Sonny Landreth on Rob Ickes
If anyone understands what it means to do stuff with a slide that has never been done before, it’s bottleneck master Sonny Landreth. Given that Landreth was the last slide player to grace the cover of GP, it seems fitting to have him weigh in on the microtonal machinations of Rob Ickes. —MB
“I met Rob a few years ago during the Festival International that they have every year here in Louisiana,” says Landreth. “We were at an event put on by a manufacturer. They wanted me to play one of their guitars and it wasn’t set up for my kind of bottleneck playing at all—it had light strings and low action. So I played mostly rhythm, which gave me the chance to really watch what Rob was doing, and man—he’s an amazing player. He’s got incredible chops, dead-on accuracy, he’s soulful, and he’s a down-to-earth, nice guy. At the time, he had a jazz album outcalled What It Is. I went to a gig of his and he took questions from the crowd. Someone asked him why he did a jazz album. He said, ‘It’s something I’ve always wanted to do, but I don’t consider myself a jazz musician because I simply don’t know the repertoire.’ That just rang my bell because for years I had the same feelings about approaching classical music with bottleneck slide. I had this sound in my head but I hadn’t done anything about it. Years later, I was approached by maestro Mariusz Smolij, a world-renowned conductor with the Acadiana Symphony Orchestra. He invited me to play with them on a Bach piece, ‘Cantata 140.’ I thought, ‘What the hell. I don’t have the repertoire either, but it’s something I’ve always wanted to do.’ It was an opportunity to push the boundaries for me, and Rob inspired that decision.

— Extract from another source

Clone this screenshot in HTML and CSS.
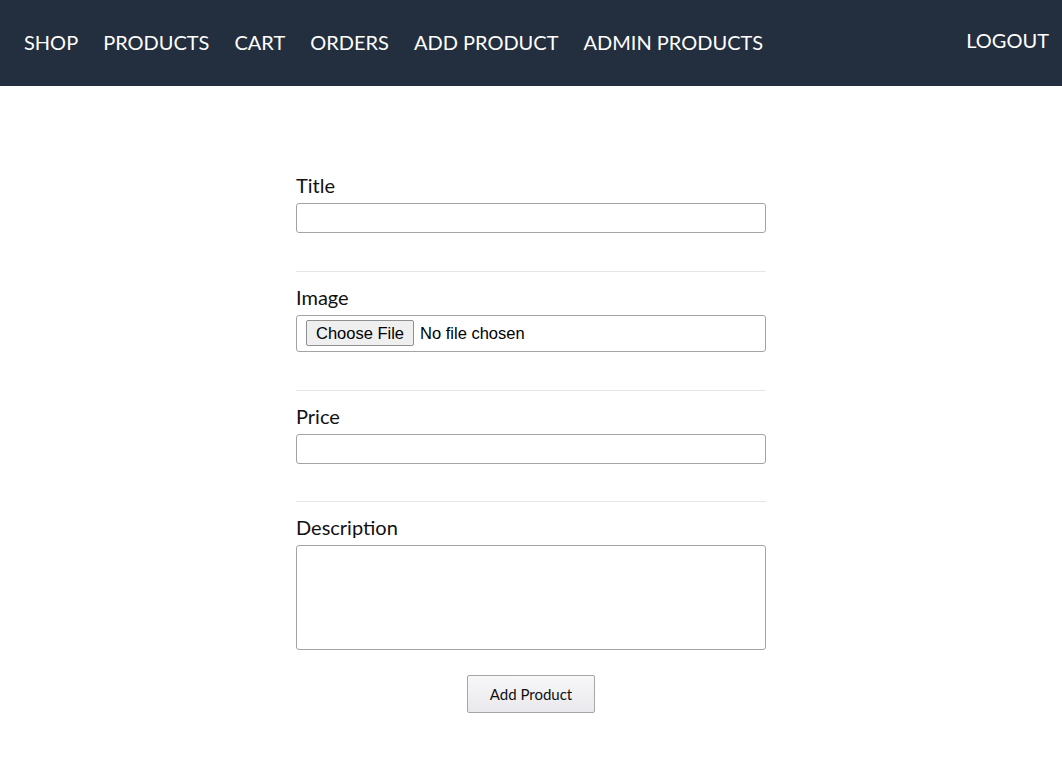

“Rob constantly takes himself completely out of his element and makes great music. That to me is what separates an accomplished instrumentalist from a consummate musician. The people that make that jump into the unknown are the ones who make a difference. He can play anything he sets his mind to. That fearlessness is impressive, but I really love the fact that he’s so sincere about it all. He’s not trying to prove anything, and that’s a great example to set for everyone. That’s the case with my favorite musicians, and that’s why they’re extraordinary. They don’t see those boundaries. They’re beyond that.”